Der Ruine Reichenbach schenken wir diesmal mal keine weitere Beachtung (kennen fast alle schon), stattdessen fahren, nein, brettern wir direkt bis in den Ort Reichenbach. Hier hat Wolle eine kleine Überraschung für uns eingeplant. Was soll ich sagen? Na klar, das ist der Hammer: Meissner Eis. Familie Kretzschmar hat extra für uns den sehr einladenden Eisdielen-Garten geöffnet. Aber nicht nur der Homo sapiens findet hier den willkommenen „resupply“, auch die inzwischen stromhungrigen Bikes können mit Energie versorgt werden! Während die Bio-Biker schon den ersten Kaffe genießen, werden immer noch fleißig Kabel und Steckdosen verlegt 🙂
Bis zum eigentlichen Tagesziel ist es nun gar nicht mehr so weit. Es sind eher die bevorstehenden Höhenmeter, die hier Respekt einflößen! Auf den eher lächerlichen 8 Kilometern trennen uns allerdings knapp 300 Höhenmeter vom Ziel: Dem Naturfreundehaus auf dem Meißner. Dort oben bleiben keine Wünsche offen. Eine echte Empfehlung, egal auf welchem Wege man hier oben ankommt. Sehr netter Service und leckeres Essen zu einem vernünftigen Kurs. 51 Kilometer bei 1450 Höhenmetern liegen hinter uns.
Die Nacht war stürmisch, sehr stürmisch sogar und nass! Ich war diesmal wirklich dankbar, nicht im Zelt zu liegen! Und das will schon etwas heißen 🙂 Als wir gegen 10 Uhr starten, ist das Wetter deutlich ruhiger geworden, aber verdammt frisch um die Nase ist es immer noch!

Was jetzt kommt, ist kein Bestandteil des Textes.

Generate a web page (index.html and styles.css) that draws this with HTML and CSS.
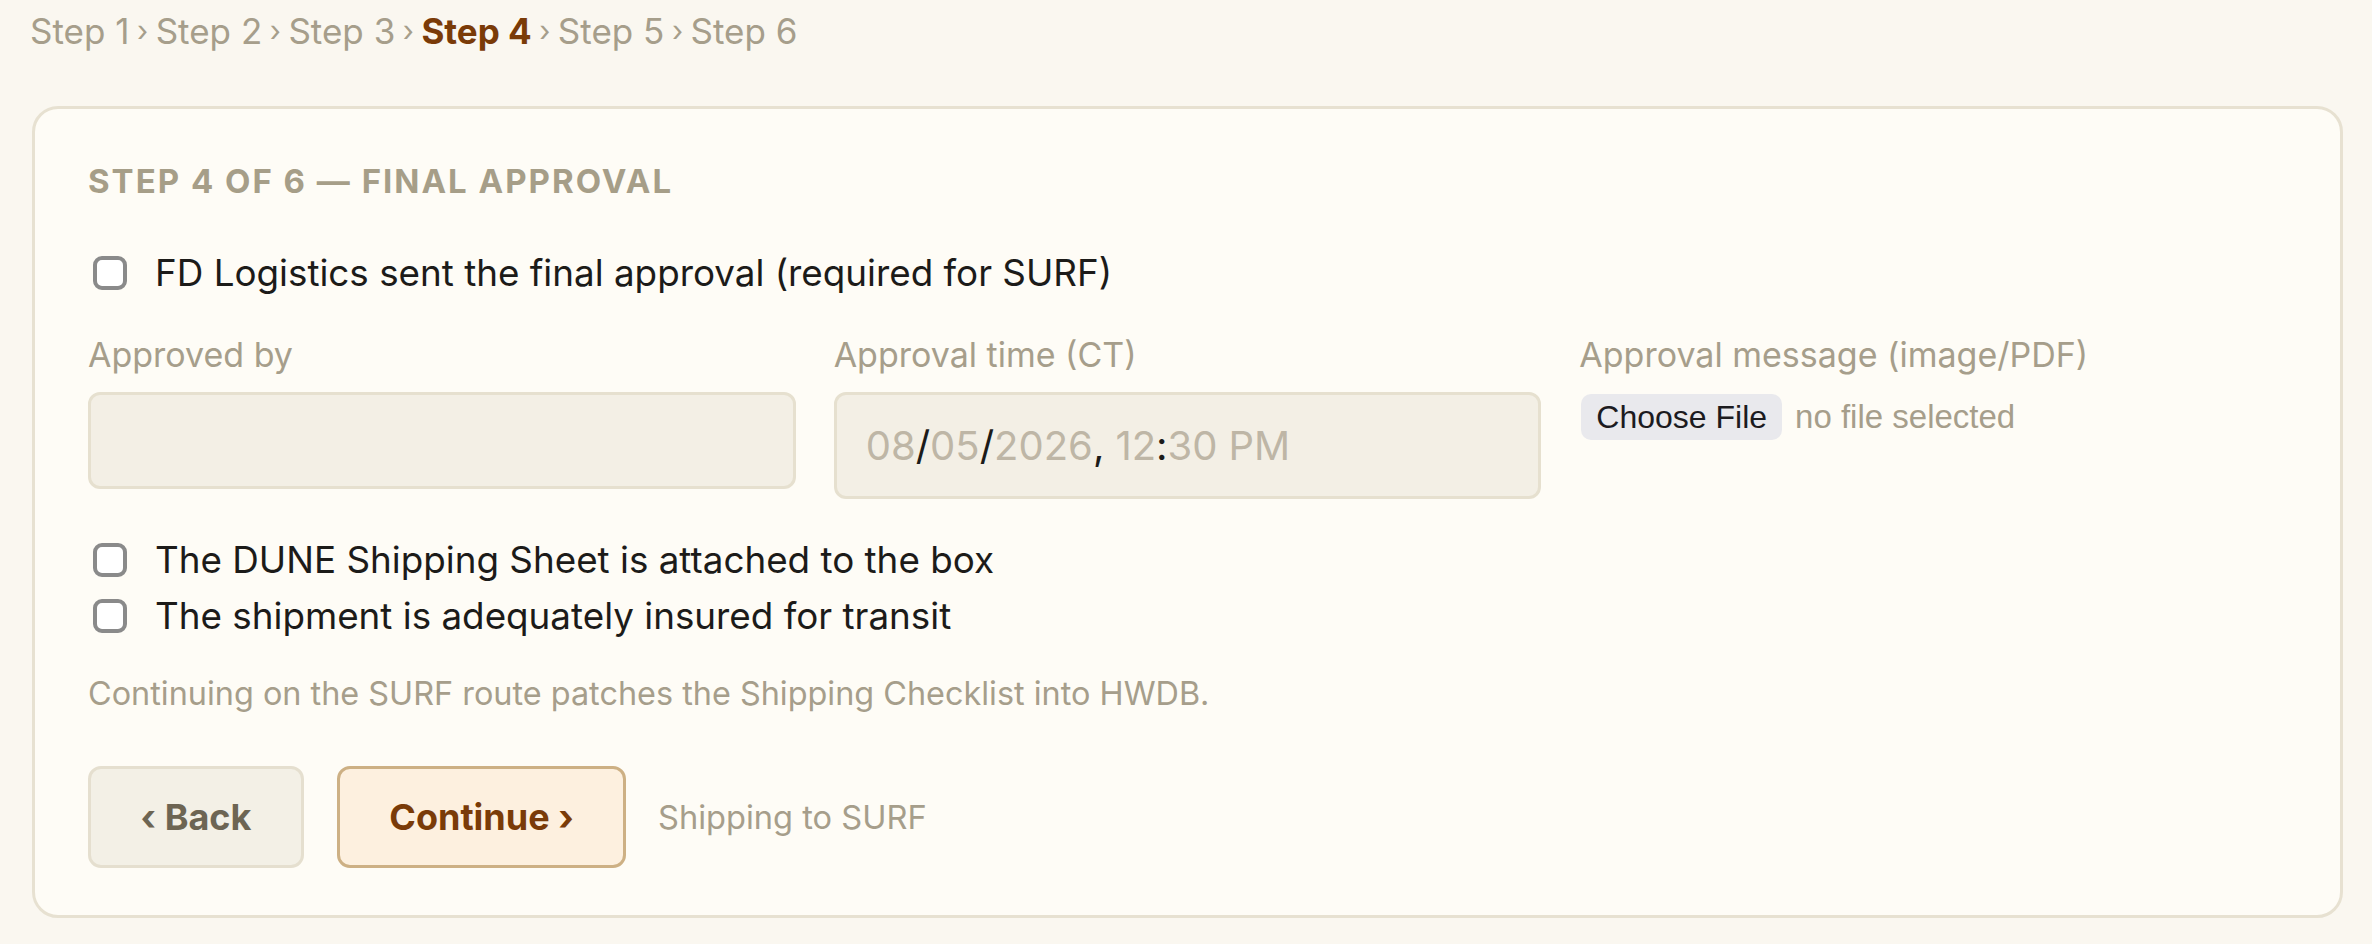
FILE: index.html
```html
<!DOCTYPE html>
<html lang="en">
<head>
<meta charset="utf-8">
<title>Step 4 of 6 — Final approval</title>
<link rel="stylesheet" href="styles.css">
</head>
<body>
<div class="page">
  <nav class="crumbs">
    <span class="crumb">Step 1</span><span class="sep">›</span>
    <span class="crumb">Step 2</span><span class="sep">›</span>
    <span class="crumb">Step 3</span><span class="sep">›</span>
    <span class="crumb current">Step 4</span><span class="sep">›</span>
    <span class="crumb">Step 5</span><span class="sep">›</span>
    <span class="crumb">Step 6</span>
  </nav>

  <section class="card">
    <h2 class="card-title">Step 4 of 6 — Final approval</h2>

    <label class="check first">
      <input type="checkbox" class="box">
      <span class="check-text">FD Logistics sent the final approval (required for SURF)</span>
    </label>

    <div class="fields">
      <div class="field">
        <div class="field-label">Approved by</div>
        <div class="input text-input"></div>
      </div>
      <div class="field">
        <div class="field-label">Approval time (CT)</div>
        <div class="input date-input">
          <span class="seg">08</span><span class="dsep">/</span><span class="seg">05</span><span class="dsep">/</span><span class="seg">2026</span><span class="dsep">,</span><span class="gap"></span><span class="seg">12</span><span class="dsep">:</span><span class="seg">30</span><span class="gap"></span><span class="seg">PM</span>
        </div>
      </div>
      <div class="field">
        <div class="field-label">Approval message (image/PDF)</div>
        <div class="file">
          <button type="button" class="file-btn">Choose File</button>
          <span class="file-name">no file selected</span>
        </div>
      </div>
    </div>

    <div class="checks">
      <label class="check">
        <input type="checkbox" class="box">
        <span class="check-text">The DUNE Shipping Sheet is attached to the box</span>
      </label>
      <label class="check">
        <input type="checkbox" class="box">
        <span class="check-text">The shipment is adequately insured for transit</span>
      </label>
    </div>

    <p class="note">Continuing on the SURF route patches the Shipping Checklist into HWDB.</p>

    <div class="actions">
      <button type="button" class="btn btn-back">‹ Back</button>
      <button type="button" class="btn btn-next">Continue ›</button>
      <span class="route">Shipping to SURF</span>
    </div>
  </section>
</div>
</body>
</html>
```

FILE: styles.css
```css
* { box-sizing: border-box; }

html, body {
  margin: 0;
  padding: 0;
  background: #faf7f0;
}

body {
  font-family: Inter, "Noto Sans", sans-serif;
  color: #1c1b19;
}

.page {
  padding: 5px 29px 0 32px;
}

/* breadcrumb */
.crumbs {
  display: flex;
  align-items: center;
  gap: 7.5px;
  height: 52px;
  margin-left: -2px;
  font-size: 35px;
  line-height: 52px;
  color: #a69e8b;
}

.crumbs .sep {
  font-size: 29px;
}

.crumb.current {
  color: #7a3b08;
  font-weight: 700;
}

/* card */
.card {
  margin-top: 49px;
  background: #fefcf6;
  border: 3px solid #e7e1d1;
  border-radius: 26px;
  padding: 52px 53px 47px 53px;
}

.card-title {
  margin: 0 0 44px;
  height: 40px;
  font-size: 33px;
  line-height: 40px;
  font-weight: 700;
  letter-spacing: 2px;
  text-transform: uppercase;
  color: #a69e88;
}

/* checkboxes */
.check {
  display: flex;
  align-items: center;
  height: 56px;
}

.box {
  appearance: none;
  -webkit-appearance: none;
  flex: none;
  width: 34px;
  height: 34px;
  margin: 0 28px 0 5px;
  background: #ffffff;
  border: 4px solid #8a8a8a;
  border-radius: 9px;
}

.check-text {
  font-size: 36.8px;
  line-height: 56px;
  color: #1c1b19;
}

.check.first {
  margin-bottom: 34px;
}

/* fields */
.fields {
  display: grid;
  grid-template-columns: repeat(3, 1fr);
  column-gap: 38px;
  align-items: start;
  margin-bottom: 33px;
}

.field-label {
  height: 40px;
  margin-bottom: 17px;
  font-size: 34px;
  line-height: 40px;
  color: #a69e8b;
  white-space: nowrap;
}

.input {
  background: #f3efe5;
  border: 3px solid #e6e0cf;
  border-radius: 12px;
}

.text-input {
  height: 97px;
}

.date-input {
  display: flex;
  align-items: center;
  height: 107px;
  padding: 0 29px;
  font-size: 40px;
  color: #beb6a6;
}

.date-input .dsep {
  color: #1c1b19;
}

.date-input .gap {
  width: 11px;
}

.file {
  display: flex;
  align-items: center;
  gap: 13px;
  padding-left: 2px;
  padding-top: 2px;
  font-family: "Liberation Sans", Arial, sans-serif;
}

.file-btn {
  height: 46px;
  padding: 0 15px;
  font-family: "Liberation Sans", Arial, sans-serif;
  font-size: 32px;
  line-height: 46px;
  color: #1c1b1f;
  background: #e9e9ed;
  border: none;
  border-radius: 10px;
}

.file-name {
  font-size: 33px;
  color: #a69e8b;
}

/* note */
.note {
  margin: 30px 0 0;
  height: 40px;
  font-size: 32.4px;
  line-height: 40px;
  color: #a69e8b;
}

/* actions */
.actions {
  display: flex;
  align-items: center;
  margin-top: 52px;
}

.btn {
  height: 102px;
  font-family: Inter, "Noto Sans", sans-serif;
  font-size: 36px;
  font-weight: 700;
  border-radius: 13px;
  border: 3px solid;
}

.btn-back {
  width: 216px;
  color: #6d6553;
  background: #f3f0e6;
  border-color: #e5dfcf;
}

.btn-next {
  width: 289px;
  margin-left: 33px;
  color: #7a3b08;
  background: #fdf0df;
  border-color: #cdb084;
}

.route {
  margin-left: 32px;
  font-size: 32.6px;
  color: #a69e8b;
}
```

WOW, die 700 Meter Höhe spüren wir deutlich. Dummerweise müssen wir jetzt natürlich erstmal runter ins Tal bis Velmeden. Danach gehts endlich wieder aufwärts. Wir streifen Rommerode nur und kurbeln uns weiter hinauf bis Friedrichsbrück. Natürlich nicht ohne unterwegs mal kurz den rechten Weg (Grimmsteig) zu verlassen. Der ist stellenweise ordentlich zugewachsen und nur mit Mühe überhaupt erkennbar. Schade eigentlich, aber offensichtlich wird hier nur einmal im Jahr gerodet, nämlich wenn die Grimmsteig-Tage anstehen…. Wir fürchten mehr als einmal um die Luft in unseren Reifen, dank der elenden Brombeeren und des Weißdorns. Derenthalber sogar Blut vergossen wurde, auweia. Ab Wickenrode wird das Gelände nochmal alpin. Also nicht nur den Hirschberg abwärts, besonders der Gegenanstieg zum Kreuzstein hoch, über den Helser Born, erfordert ordentlich Energie. Das obere Niestetal umfahren wir heute wegen der Nässe ganz elegant und bleiben lieber auf Schotter. Die dürre Nieste ist selbst an trockenen Tagen mit dem Bike eine kleine Herausforderung. Dafür sind wir nun deutlich schneller als gedacht unterwegs. Wolle’s Anfrage einer verfrühten Ankunft für 11 Personen auf der Alm wird schlicht abgelehnt, die Bude ist voll. Für uns reserviert war erst 15:30 Uhr. Wir sind ein wenig überrascht, dass wir zwei Stunden schneller als geplant unterwegs sind. Ebenso, dass der Andrang auf der Alm an einem ganz ordinären Sonntag (kein Feiertag) so groß ist. Egal, wir feiern die zwei Tage und die gelungene Runde auf dem Parkplatz und verabschieden uns in unterschiedlichste Richtungen nach Hause. 31 Kilometer bei 560 Höhenmetern.
Was bleibt? Eine sehr spaßige Mountainbike-Tour durch eine wunderschöne Landschaft mit einer tollen Gruppe. Die Mischung von Bio- und e-Bikern hat super funktioniert. Rücksichtnahme ist das Stichwort für beide Fraktionen. Es macht einfach Spaß, die unterschiedlichen Welten zu verknüpfen. Wie lange reicht der Akku? Was sagen die Schenkel? Für beide Antriebsarten gibt es hinreichend Argumente. Auf dieser Tour sind beide Welten optimal miteinander verschmolzen. Die Landschaft leistete obendrein, es gibt wenig Schöneres in Nordhessen.
Vielen Dank an Wolle für die Orga 🙂 alles perfekt.